There are intrinsic fears that push us forward and hold us back, such as the fear of leaving no mark on the world and the fear of being forgotten. When you want to make some serious change in your life, like confessing your feelings to someone you love, there are two fears fighting inside you, tugging you back and forth. One is telling you that you’ll be rejected because you’re not good enough, while the other is the fear of staying alone if you don’t come out with your feelings.

Even those who seem fearless in the eyes of others have anxieties of their own. In fact, they are probably much more insecure than they show. The bold facade might hide a ton of unresolved personal issues. Someone who bullies others and isn’t afraid of getting into a fight might be doing that to spill out their pent-up anger at the world. A person whose life is a thrilling adventure could be afraid of not being recognized or not living their life to the fullest.

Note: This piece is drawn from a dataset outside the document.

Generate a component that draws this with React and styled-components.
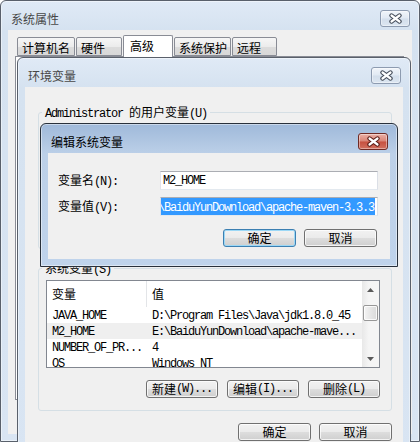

Finally, there are other fears that seemingly don’t follow any logic. For example, you might be a lover of extreme sports but be afraid of swimming to the point where you don’t even go near the water. Others might write it off as your little quirk, but it has much deeper roots in your past, and most probably, you don’t even remember what made you feel this way. Our brain tends to block traumatic experiences we had and doesn’t let us recall them to protect us. That’s when Hypnotherapy as a profound tool allow us to access those past events that we don’t remember and reframe them into a new way of being.

In conclusion, fear is a powerful force that governs our lives. It’s a constant presence that sometimes controls us without us even realizing it. But if we learn to recognize and understand our fears, we can overcome them and live a better life. We can live our lives to the fullest without being held back by fear.